* [Supplied information]:
--- Start ---
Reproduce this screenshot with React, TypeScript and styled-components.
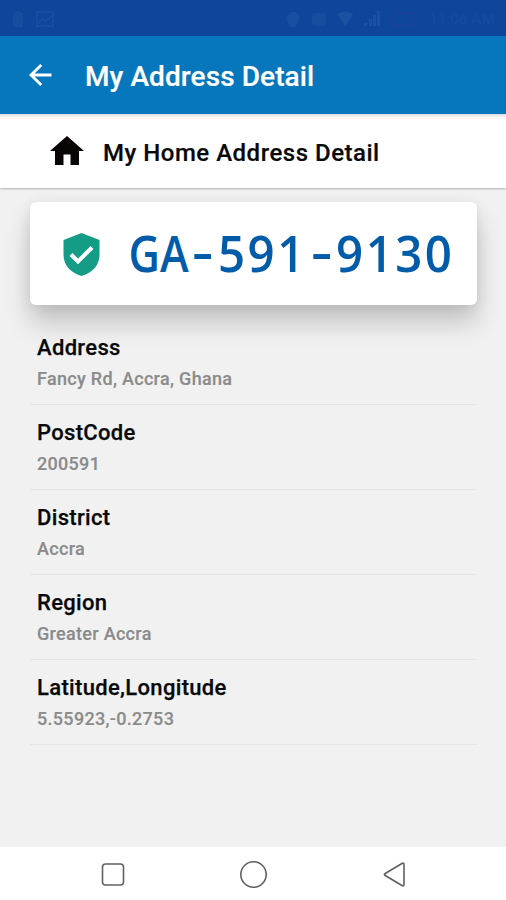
--- End ---
--- Start ---
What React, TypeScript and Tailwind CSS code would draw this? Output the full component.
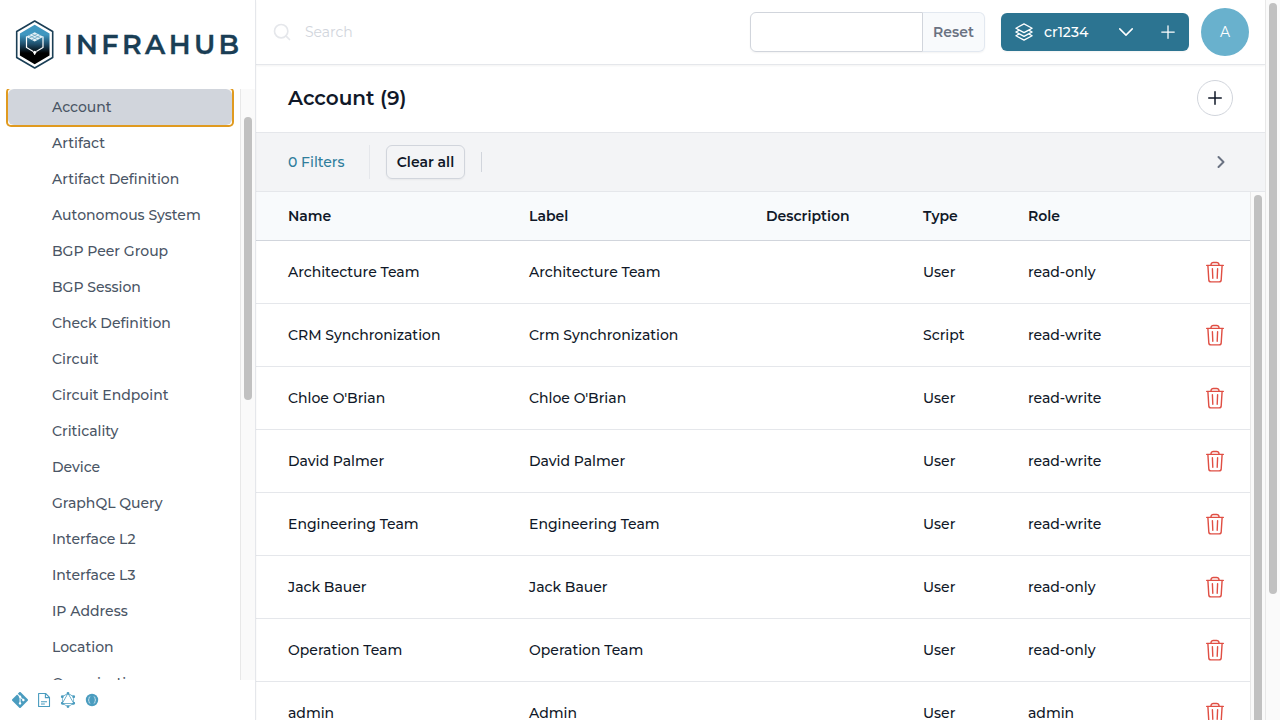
--- End ---
--- Start ---
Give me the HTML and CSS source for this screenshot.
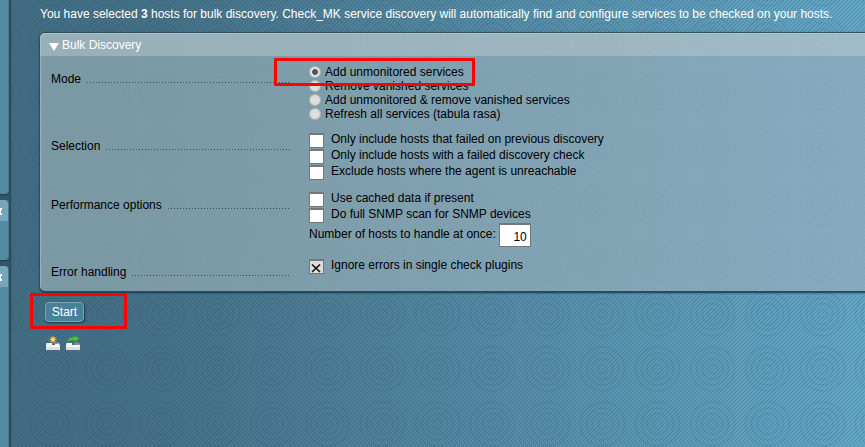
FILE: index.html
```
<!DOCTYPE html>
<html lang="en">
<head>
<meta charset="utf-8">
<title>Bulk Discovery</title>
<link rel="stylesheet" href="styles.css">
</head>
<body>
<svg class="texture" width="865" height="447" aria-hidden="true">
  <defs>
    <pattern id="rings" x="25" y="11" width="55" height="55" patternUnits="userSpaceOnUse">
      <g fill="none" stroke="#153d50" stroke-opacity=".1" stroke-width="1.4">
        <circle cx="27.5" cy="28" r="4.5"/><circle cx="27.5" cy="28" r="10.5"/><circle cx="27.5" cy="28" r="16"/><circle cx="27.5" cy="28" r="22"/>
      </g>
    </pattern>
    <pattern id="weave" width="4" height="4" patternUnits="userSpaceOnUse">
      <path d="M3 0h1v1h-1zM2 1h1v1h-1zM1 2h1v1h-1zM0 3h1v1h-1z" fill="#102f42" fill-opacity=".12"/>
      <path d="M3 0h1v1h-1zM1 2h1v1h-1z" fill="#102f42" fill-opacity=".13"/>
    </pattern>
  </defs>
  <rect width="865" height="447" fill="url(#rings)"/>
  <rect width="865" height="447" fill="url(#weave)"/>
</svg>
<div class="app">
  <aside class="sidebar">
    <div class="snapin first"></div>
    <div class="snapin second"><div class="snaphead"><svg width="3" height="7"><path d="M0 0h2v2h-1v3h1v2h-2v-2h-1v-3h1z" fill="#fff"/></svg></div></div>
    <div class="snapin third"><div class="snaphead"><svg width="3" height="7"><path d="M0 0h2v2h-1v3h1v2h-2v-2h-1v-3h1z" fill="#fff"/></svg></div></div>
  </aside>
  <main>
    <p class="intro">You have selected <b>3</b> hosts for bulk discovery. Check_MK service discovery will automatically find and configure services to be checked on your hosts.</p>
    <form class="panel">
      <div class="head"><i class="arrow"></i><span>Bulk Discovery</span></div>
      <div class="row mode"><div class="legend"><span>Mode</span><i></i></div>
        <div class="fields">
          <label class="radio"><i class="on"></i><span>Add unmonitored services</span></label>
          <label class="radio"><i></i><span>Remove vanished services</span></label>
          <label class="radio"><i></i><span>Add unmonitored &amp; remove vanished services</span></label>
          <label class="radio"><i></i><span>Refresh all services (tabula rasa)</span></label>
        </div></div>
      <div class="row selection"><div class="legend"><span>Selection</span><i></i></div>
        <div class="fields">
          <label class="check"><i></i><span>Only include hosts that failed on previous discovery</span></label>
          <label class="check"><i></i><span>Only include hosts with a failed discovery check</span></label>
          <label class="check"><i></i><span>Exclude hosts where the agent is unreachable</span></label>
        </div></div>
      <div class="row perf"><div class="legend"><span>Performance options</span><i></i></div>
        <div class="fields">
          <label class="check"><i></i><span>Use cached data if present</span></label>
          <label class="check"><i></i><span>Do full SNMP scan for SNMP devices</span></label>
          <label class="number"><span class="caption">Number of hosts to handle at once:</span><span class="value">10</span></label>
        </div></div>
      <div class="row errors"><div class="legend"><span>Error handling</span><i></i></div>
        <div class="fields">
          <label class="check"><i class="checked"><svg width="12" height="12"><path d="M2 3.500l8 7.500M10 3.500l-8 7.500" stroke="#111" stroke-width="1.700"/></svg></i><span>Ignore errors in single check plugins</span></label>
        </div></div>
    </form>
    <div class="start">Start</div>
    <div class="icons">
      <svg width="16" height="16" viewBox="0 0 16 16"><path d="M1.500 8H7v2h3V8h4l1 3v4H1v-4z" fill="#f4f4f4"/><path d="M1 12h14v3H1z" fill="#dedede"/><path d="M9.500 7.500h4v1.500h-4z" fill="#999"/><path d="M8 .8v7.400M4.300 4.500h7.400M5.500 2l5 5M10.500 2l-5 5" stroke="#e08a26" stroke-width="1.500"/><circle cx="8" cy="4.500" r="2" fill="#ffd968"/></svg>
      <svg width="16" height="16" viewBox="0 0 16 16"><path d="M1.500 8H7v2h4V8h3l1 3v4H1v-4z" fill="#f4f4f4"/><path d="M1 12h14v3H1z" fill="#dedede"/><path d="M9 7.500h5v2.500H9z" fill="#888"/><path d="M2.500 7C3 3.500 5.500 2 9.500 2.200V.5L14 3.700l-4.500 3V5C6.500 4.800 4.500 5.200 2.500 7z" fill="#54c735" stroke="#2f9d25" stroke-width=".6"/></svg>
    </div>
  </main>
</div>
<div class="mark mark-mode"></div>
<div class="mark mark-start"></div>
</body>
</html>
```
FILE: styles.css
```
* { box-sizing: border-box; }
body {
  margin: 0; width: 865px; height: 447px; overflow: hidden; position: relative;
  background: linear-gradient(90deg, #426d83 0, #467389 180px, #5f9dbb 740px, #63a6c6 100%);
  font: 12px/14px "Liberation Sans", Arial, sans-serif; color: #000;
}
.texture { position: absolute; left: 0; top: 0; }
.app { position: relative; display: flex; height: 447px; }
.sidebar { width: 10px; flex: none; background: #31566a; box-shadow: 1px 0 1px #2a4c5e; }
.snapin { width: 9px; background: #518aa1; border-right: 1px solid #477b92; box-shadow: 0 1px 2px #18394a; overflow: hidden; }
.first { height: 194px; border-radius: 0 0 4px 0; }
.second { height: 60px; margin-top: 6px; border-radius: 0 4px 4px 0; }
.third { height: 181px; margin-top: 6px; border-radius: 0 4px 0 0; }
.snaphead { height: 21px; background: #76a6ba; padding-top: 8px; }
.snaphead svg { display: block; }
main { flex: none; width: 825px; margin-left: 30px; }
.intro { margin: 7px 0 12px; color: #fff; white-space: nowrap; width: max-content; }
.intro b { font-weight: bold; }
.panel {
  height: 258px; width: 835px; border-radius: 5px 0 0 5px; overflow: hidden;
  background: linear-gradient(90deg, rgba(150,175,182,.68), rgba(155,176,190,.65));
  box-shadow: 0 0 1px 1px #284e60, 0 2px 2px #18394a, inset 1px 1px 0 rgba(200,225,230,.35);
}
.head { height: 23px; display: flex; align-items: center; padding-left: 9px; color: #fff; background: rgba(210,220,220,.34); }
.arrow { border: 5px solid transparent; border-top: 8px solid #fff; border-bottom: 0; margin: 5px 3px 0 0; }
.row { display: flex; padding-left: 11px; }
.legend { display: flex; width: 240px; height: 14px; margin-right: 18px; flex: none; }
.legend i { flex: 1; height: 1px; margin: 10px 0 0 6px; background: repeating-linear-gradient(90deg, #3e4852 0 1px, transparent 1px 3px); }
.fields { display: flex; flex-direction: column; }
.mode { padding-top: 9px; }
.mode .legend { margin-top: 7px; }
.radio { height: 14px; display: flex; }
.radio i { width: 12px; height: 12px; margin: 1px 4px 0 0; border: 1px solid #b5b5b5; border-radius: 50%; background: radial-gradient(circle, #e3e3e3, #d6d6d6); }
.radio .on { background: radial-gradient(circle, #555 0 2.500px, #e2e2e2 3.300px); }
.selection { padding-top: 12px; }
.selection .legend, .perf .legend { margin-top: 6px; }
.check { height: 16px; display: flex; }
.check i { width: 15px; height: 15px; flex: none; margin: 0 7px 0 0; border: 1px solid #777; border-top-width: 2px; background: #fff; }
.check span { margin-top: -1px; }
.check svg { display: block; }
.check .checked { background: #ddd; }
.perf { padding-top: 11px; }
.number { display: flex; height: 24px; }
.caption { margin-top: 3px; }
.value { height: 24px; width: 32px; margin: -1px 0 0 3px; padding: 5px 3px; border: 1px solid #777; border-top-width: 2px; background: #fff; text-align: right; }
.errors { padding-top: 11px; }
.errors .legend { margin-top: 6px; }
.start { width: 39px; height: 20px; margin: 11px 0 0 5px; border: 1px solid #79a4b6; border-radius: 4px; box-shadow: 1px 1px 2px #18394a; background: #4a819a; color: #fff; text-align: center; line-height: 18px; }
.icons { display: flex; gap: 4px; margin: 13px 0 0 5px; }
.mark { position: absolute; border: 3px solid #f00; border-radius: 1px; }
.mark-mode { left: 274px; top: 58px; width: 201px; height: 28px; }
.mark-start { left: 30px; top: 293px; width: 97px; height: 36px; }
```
--- End ---
* [Written problem]:
Using the data above, say how many lines include "full". No other reply is needed.

* [Task answer]:
2